Window Shading Devices: External shading (e.g., overhangs, louvers) and internal shading (e.g., blinds) help manage solar gain and reduce indoor cooling needs.
3.2 Wall and Roof Insulation
Thermal Breaks: Breaks in materials that would otherwise conduct heat (e.g., metal framing) to reduce heat transfer across the facade.
Green Roofs and Walls: Vegetative layers provide natural insulation, shielding the building from heat in summer and retaining warmth in winter.
3.3 Reflective Facade Materials
Reflective Coatings and Paints: Applied to exterior walls, reflective materials minimize heat absorption by bouncing sunlight off the building surface.
Cool Roofs: Roof surfaces with high solar reflectance that keep buildings cooler and reduce energy costs.
Key Takeaways
Thermal Performance: Facades play a key role in regulating indoor temperatures, providing comfort and reducing energy consumption.
Insulation Techniques: Selecting appropriate insulation materials and methods, like exterior and cavity insulation, helps control heat transfer effectively.
Energy-Efficient Design: Thoughtful facade design using double-glazing, reflective materials, and shading devices enhances building energy performance.
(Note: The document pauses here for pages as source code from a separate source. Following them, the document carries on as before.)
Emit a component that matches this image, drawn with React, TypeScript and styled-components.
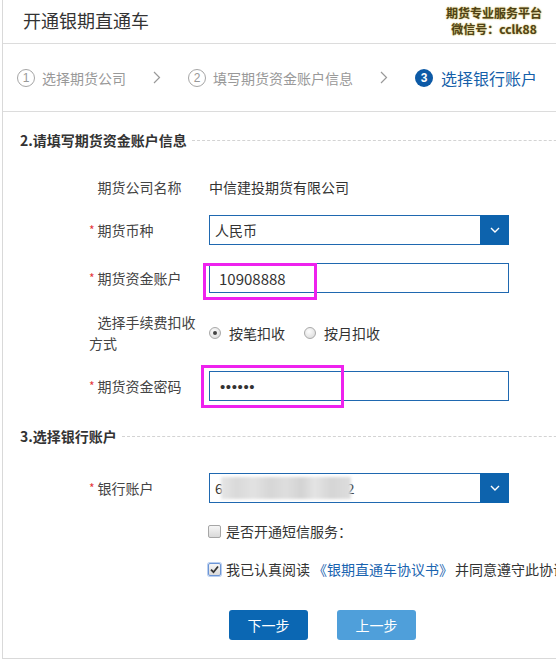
import React from "react";
import styled, { createGlobalStyle, css } from "styled-components";

const Global = createGlobalStyle`
  html, body { margin: 0; padding: 0; background: #fff; overflow: hidden; }
  body { font-family: "Noto Sans CJK SC", "Microsoft YaHei", sans-serif; color: #333; }
  * { box-sizing: border-box; }
`;

const Frame = styled.div`
  margin-left: 2px;
  width: 600px;
  height: 659px;
  border-left: 1px solid #d9d9d9;
  border-bottom: 1px solid #d9d9d9;
  display: flex;
  flex-direction: column;
`;

const Header = styled.div`
  height: 44px;
  border-bottom: 1px solid #dcdcdc;
  display: flex;
  align-items: center;
  justify-content: space-between;
  padding: 0 60px 0 20px;
`;

const Title = styled.div`
  font-size: 18px;
  line-height: 24px;
  color: #333;
  margin-top: -3px;
`;

const Brand = styled.div`
  display: flex;
  flex-direction: column;
  align-items: center;
  font-size: 12px;
  font-weight: bold;
  line-height: 16px;
  color: #4f4216;
  text-shadow: 0 0 2px #d8c878, 0 0 1px #c9b25a;
  margin-top: -1px;
`;

const Steps = styled.div`
  height: 68px;
  border-bottom: 1px solid #dcdcdc;
  display: flex;
  align-items: center;
  padding-left: 14px;
`;

const Step = styled.div<{ $active?: boolean }>`
  display: flex;
  align-items: center;
  gap: ${(p) => (p.$active ? "8px" : "7px")};
  font-size: ${(p) => (p.$active ? "16px" : "14px")};
  line-height: 20px;
  color: ${(p) => (p.$active ? "#1560a9" : "#999")};
`;

const StepNum = styled.span<{ $active?: boolean }>`
  width: 18px;
  height: 18px;
  border-radius: 50%;
  display: inline-flex;
  align-items: center;
  justify-content: center;
  font-family: "Liberation Sans", Arial, sans-serif;
  font-size: 12px;
  line-height: 1;
  ${(p) =>
    p.$active
      ? css`
          background: #0d5aa6;
          color: #fff;
          font-weight: bold;
        `
      : css`
          border: 1px solid #a5a5a5;
          color: #999;
        `}
`;

const Chevron = styled.span`
  display: inline-flex;
  margin: 0 27px 0 27px;
`;

const SectionTitle = styled.div<{ $mt: number }>`
  margin-top: ${(p) => p.$mt}px;
  padding-left: 17px;
  display: flex;
  align-items: center;
  gap: 5px;
  font-size: 14px;
  font-weight: bold;
  line-height: 20px;
  color: #333;
  &::after {
    content: "";
    flex: 1;
    border-top: 1px dashed #d3d3d3;
    margin-top: 1px;
  }
`;

const Row = styled.div<{ $mt: number; $h?: number }>`
  margin-top: ${(p) => p.$mt}px;
  padding-left: 86px;
  display: grid;
  grid-template-columns: 120px 300px;
  align-items: center;
  min-height: ${(p) => p.$h ?? 30}px;
`;

const Label = styled.div`
  font-size: 14px;
  line-height: 21px;
  color: #444;
  width: 112px;
`;

const Star = styled.span<{ $hidden?: boolean }>`
  display: inline-block;
  width: 8.5px;
  color: #e4393c;
  font-size: 12px;
  vertical-align: top;
  line-height: 20px;
  visibility: ${(p) => (p.$hidden ? "hidden" : "visible")};
`;

const Value = styled.div`
  font-size: 14px;
  color: #333;
  line-height: 20px;
`;

const Field = styled.div`
  position: relative;
  height: 30px;
  border: 1px solid #1f68b0;
  display: flex;
  align-items: center;
  background: #fff;
`;

const FieldText = styled.span<{ $pl: number; $size?: number }>`
  padding-left: ${(p) => p.$pl}px;
  font-size: ${(p) => p.$size ?? 14}px;
  color: #333;
  flex: 1;
  display: flex;
  align-items: center;
  white-space: nowrap;
`;

const SelectBtn = styled.span`
  width: 29px;
  align-self: stretch;
  margin: -1px -1px -1px 0;
  background: #0d63ad;
  display: flex;
  align-items: center;
  justify-content: center;
`;

const Highlight = styled.span<{ $l: number; $t: number; $w: number; $h: number }>`
  position: absolute;
  left: ${(p) => p.$l}px;
  top: ${(p) => p.$t}px;
  width: ${(p) => p.$w}px;
  height: ${(p) => p.$h}px;
  border: 3px solid #ee22ee;
  pointer-events: none;
`;

const Dots = styled.span`
  font-family: "Liberation Sans", Arial, sans-serif;
  font-size: 15px;
  letter-spacing: 0.6px;
  color: #333;
`;

const Blur = styled.span`
  display: inline-block;
  width: 130px;
  height: 22px;
  margin-left: -2px;
  margin-right: -4px;
  position: relative;
  background: linear-gradient(
    90deg,
    #e6e6e6 0%,
    #d9d9d9 12%,
    #e2e2e2 25%,
    #d6d6d6 38%,
    #dedede 50%,
    #d3d3d3 62%,
    #e4e4e4 72%,
    #d5d5d5 85%,
    #dddddd 100%
  );
  filter: blur(1.5px);
`;

const Radios = styled.div`
  display: flex;
  align-items: center;
  font-size: 14px;
  color: #333;
  gap: 19px;
`;

const RadioItem = styled.label`
  display: flex;
  align-items: center;
  gap: 8px;
`;

const Radio = styled.span<{ $checked?: boolean }>`
  width: 12px;
  height: 12px;
  border-radius: 50%;
  border: 1px solid #a9a9a9;
  background: radial-gradient(circle at 40% 35%, #fdfdfd 0%, #e2e2e2 70%, #d2d2d2 100%);
  display: inline-flex;
  align-items: center;
  justify-content: center;
  &::after {
    content: "";
    width: 4px;
    height: 4px;
    border-radius: 50%;
    background: ${(p) => (p.$checked ? "#444" : "transparent")};
  }
`;

const CheckRow = styled.div<{ $mt: number }>`
  margin-top: ${(p) => p.$mt}px;
  padding-left: 205px;
  display: flex;
  align-items: center;
  gap: 5px;
  font-size: 14px;
  line-height: 20px;
  color: #333;
  white-space: nowrap;
`;

const Check = styled.span<{ $checked?: boolean }>`
  width: 13px;
  height: 13px;
  border-radius: 2px;
  border: 1px solid ${(p) => (p.$checked ? "#6c95d6" : "#a6a6a6")};
  box-shadow: ${(p) => (p.$checked ? "0 0 0 1px #b9cff0" : "none")};
  background: linear-gradient(#f6f6f6, #d9d9d9);
  display: inline-flex;
  align-items: center;
  justify-content: center;
`;

const Link = styled.span`
  color: #1a64b0;
  margin: 0 -3px 0 -2px;
`;

const Buttons = styled.div`
  margin-top: 31px;
  padding-left: 226px;
  display: flex;
  gap: 29px;
`;

const Button = styled.button<{ $primary?: boolean }>`
  width: 79px;
  height: 30px;
  border: none;
  border-radius: 3px;
  background: ${(p) => (p.$primary ? "#0b67b3" : "#4f9fda")};
  color: #fff;
  font-family: inherit;
  font-size: 14px;
  padding: 0;
  cursor: pointer;
`;

const ChevronRight = () => (
  <svg width="8" height="13" viewBox="0 0 8 13">
    <polyline points="1,1 6.5,6.5 1,12" fill="none" stroke="#999" strokeWidth="1.2" />
  </svg>
);

const ChevronDown = () => (
  <svg width="10" height="6" viewBox="0 0 10 6">
    <polyline points="1,1 5,5 9,1" fill="none" stroke="#fff" strokeWidth="1.4" />
  </svg>
);

const Tick = () => (
  <svg width="9" height="9" viewBox="0 0 9 9">
    <path d="M1 4.6 L3.5 7.2 L8 1.5" fill="none" stroke="#333" strokeWidth="1.8" />
  </svg>
);

export default function App() {
  return (
    <>
      <Global />
      <Frame>
        <Header>
          <Title>开通银期直通车</Title>
          <Brand>
            <span>期货专业服务平台</span>
            <span>微信号：cclk88</span>
          </Brand>
        </Header>
        <Steps>
          <Step>
            <StepNum>1</StepNum>选择期货公司
          </Step>
          <Chevron>
            <ChevronRight />
          </Chevron>
          <Step>
            <StepNum>2</StepNum>填写期货资金账户信息
          </Step>
          <Chevron>
            <ChevronRight />
          </Chevron>
          <Step $active>
            <StepNum $active>3</StepNum>选择银行账户
          </Step>
        </Steps>

        <SectionTitle $mt={18}>2.请填写期货资金账户信息</SectionTitle>

        <Row $mt={22}>
          <Label>
            <Star $hidden>*</Star>期货公司名称
          </Label>
          <Value>中信建投期货有限公司</Value>
        </Row>
        <Row $mt={13}>
          <Label>
            <Star>*</Star>期货币种
          </Label>
          <Field>
            <FieldText $pl={5}>人民币</FieldText>
            <SelectBtn>
              <ChevronDown />
            </SelectBtn>
          </Field>
        </Row>
        <Row $mt={18}>
          <Label>
            <Star>*</Star>期货资金账户
          </Label>
          <Field>
            <FieldText $pl={9} $size={15}>10908888</FieldText>
            <Highlight $l={-7} $t={-1} $w={114} $h={37} />
          </Field>
        </Row>
        <Row $mt={19} $h={42}>
          <Label>
            <Star $hidden>*</Star>选择手续费扣收方式
          </Label>
          <Radios>
            <RadioItem>
              <Radio $checked />
              按笔扣收
            </RadioItem>
            <RadioItem>
              <Radio />
              按月扣收
            </RadioItem>
          </Radios>
        </Row>
        <Row $mt={17}>
          <Label>
            <Star>*</Star>期货资金密码
          </Label>
          <Field>
            <FieldText $pl={10}>
              <Dots>••••••</Dots>
            </FieldText>
            <Highlight $l={-9} $t={-7} $w={143} $h={43} />
          </Field>
        </Row>

        <SectionTitle $mt={25}>3.选择银行账户</SectionTitle>

        <Row $mt={27}>
          <Label>
            <Star>*</Star>银行账户
          </Label>
          <Field>
            <FieldText $pl={5}>
              6<Blur />2
            </FieldText>
            <SelectBtn>
              <ChevronDown />
            </SelectBtn>
          </Field>
        </Row>

        <CheckRow $mt={18}>
          <Check />
          是否开通短信服务：
        </CheckRow>
        <CheckRow $mt={18}>
          <Check $checked>
            <Tick />
          </Check>
          我已认真阅读<Link>《银期直通车协议书》</Link>并同意遵守此协议
        </CheckRow>

        <Buttons>
          <Button $primary>下一步</Button>
          <Button>上一步</Button>
        </Buttons>
      </Frame>
    </>
  );
}
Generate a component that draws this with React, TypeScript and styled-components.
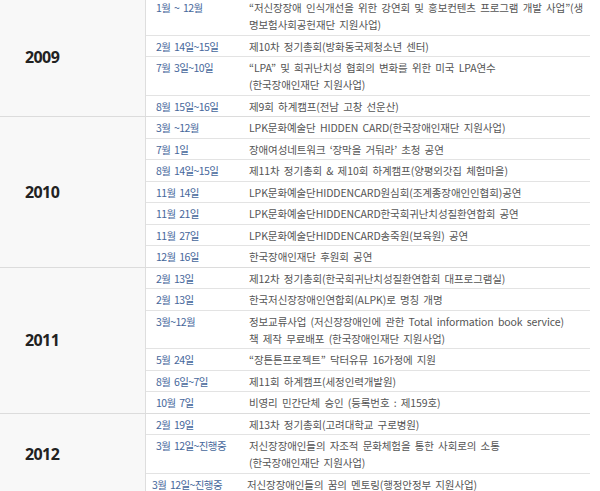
import React from 'react';
import styled, { createGlobalStyle } from 'styled-components';

const GlobalStyle = createGlobalStyle`
    body {
        margin: 0;
        background: #ffffff;
        font-family: "Noto Sans CJK KR", "Noto Sans", sans-serif;
    }
`;

type Item = { date: string; text: React.ReactNode; shifted?: boolean };
type Year = { year: string; items: Item[] };

const history: Year[] = [
    {
        year: '2009',
        items: [
            { date: '1월 ~ 12월', text: <>“저신장장애 인식개선을 위한 강연회 및 홍보컨텐츠 프로그램 개발 사업”(생<br />명보험사회공헌재단 지원사업)</> },
            { date: '2월 14일~15일', text: '제10차 정기총회(방화동국제청소년 센터)' },
            { date: '7월 3일~10일', text: <>“LPA” 및 희귀난치성 협회의 변화를 위한 미국 LPA연수<br />(한국장애인재단 지원사업)</> },
            { date: '8월 15일~16일', text: '제9회 하계캠프(전남 고창 선운산)' },
        ],
    },
    {
        year: '2010',
        items: [
            { date: '3월 ~12월', text: 'LPK문화예술단 HIDDEN CARD(한국장애인재단 지원사업)' },
            { date: '7월 1일', text: '장애여성네트워크 ‘장막을 거둬라’ 초청 공연' },
            { date: '8월 14일~15일', text: '제11차 정기총회 & 제10회 하계캠프(양평외갓집 체험마을)' },
            { date: '11월 14일', text: 'LPK문화예술단HIDDENCARD원심회(조계종장애인인협회)공연' },
            { date: '11월 21일', text: 'LPK문화예술단HIDDENCARD한국희귀난치성질환연합회 공연' },
            { date: '11월 27일', text: 'LPK문화예술단HIDDENCARD송죽원(보육원) 공연' },
            { date: '12월 16일', text: '한국장애인재단 후원회 공연' },
        ],
    },
    {
        year: '2011',
        items: [
            { date: '2월 13일', text: '제12차 정기총회(한국희귀난치성질환연합회 대프로그램실)' },
            { date: '2월 13일', text: '한국저신장장애인연합회(ALPK)로 명칭 개명' },
            { date: '3월~12월', text: <>정보교류사업 (저신장장애인에 관한 Total information book service)<br />책 제작 무료배포 (한국장애인재단 지원사업)</> },
            { date: '5월 24일', text: '“장튼튼프로젝트” 닥터유뮤 16가정에 지원' },
            { date: '8월 6일~7일', text: '제11회 하계캠프(세정인력개발원)' },
            { date: '10월 7일', text: '비영리 민간단체 승인 (등록번호 : 제159호)' },
        ],
    },
    {
        year: '2012',
        items: [
            { date: '2월 19일', text: '제13차 정기총회(고려대학교 구로병원)' },
            { date: '3월 12일~진행중', text: <>저신장장애인들의 자조적 문화체험을 통한 사회로의 소통<br />(한국장애인재단 지원사업)</> },
            { date: '3월 12일~진행중', text: '저신장장애인들의 꿈의 멘토링(행정안정부 지원사업)', shifted: true },
        ],
    },
];

export default function App() {
    return (
        <>
            <GlobalStyle />
            <Table>
                {history.map((group) => (
                    <YearGroup key={group.year}>
                        <YearCell>{group.year}</YearCell>
                        <Rows>
                            {group.items.map((item, i) => (
                                <Row key={i}>
                                    <DateCell $shifted={item.shifted}>{item.date}</DateCell>
                                    <TextCell $shifted={item.shifted}>{item.text}</TextCell>
                                </Row>
                            ))}
                        </Rows>
                    </YearGroup>
                ))}
            </Table>
        </>
    );
}

const Table = styled.div`
    width: 590px;
    margin-top: -3px;
    display: flex;
    flex-direction: column;
`;

const YearGroup = styled.section`
    display: grid;
    grid-template-columns: 146px 1fr;
    border-bottom: 1px solid #dcdcdc;
`;

const YearCell = styled.div`
    display: flex;
    align-items: center;
    padding-left: 25px;
    background: #f8f8f8;
    border-right: 1px solid #dedede;
    font-family: "Noto Sans", "Open Sans", sans-serif;
    font-size: 16px;
    font-weight: 700;
    letter-spacing: -0.6px;
    color: #222222;
`;

const Rows = styled.div`
    display: flex;
    flex-direction: column;
`;

const Row = styled.div`
    display: grid;
    grid-template-columns: 103px 1fr;
    padding: 2px 0 1.5px;
    font-size: 10.5px;
    line-height: 17px;

    & + & {
        border-top: 1px solid #e3e3e3;
    }
`;

const DateCell = styled.div<{ $shifted?: boolean }>`
    padding-left: ${(p) => (p.$shifted ? '6px' : '10px')};
    color: #46679b;
    letter-spacing: -0.6px;
    word-spacing: 2px;
    white-space: nowrap;
`;

const TextCell = styled.div<{ $shifted?: boolean }>`
    margin-left: ${(p) => (p.$shifted ? '-2px' : '0')};
    color: #555555;
    letter-spacing: -0.1px;
    word-spacing: 2px;
    white-space: nowrap;
`;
Climate Adaptability: Understanding local climate conditions is essential for designing facades that meet thermal performance goals.
Conclusion
Designing energy-efficient facades is essential for creating sustainable buildings that reduce environmental impact and operating costs. By carefully considering thermal performance, insulation materials, and design strategies, architects and builders can optimize facades to meet the needs of modern, energy-conscious building design.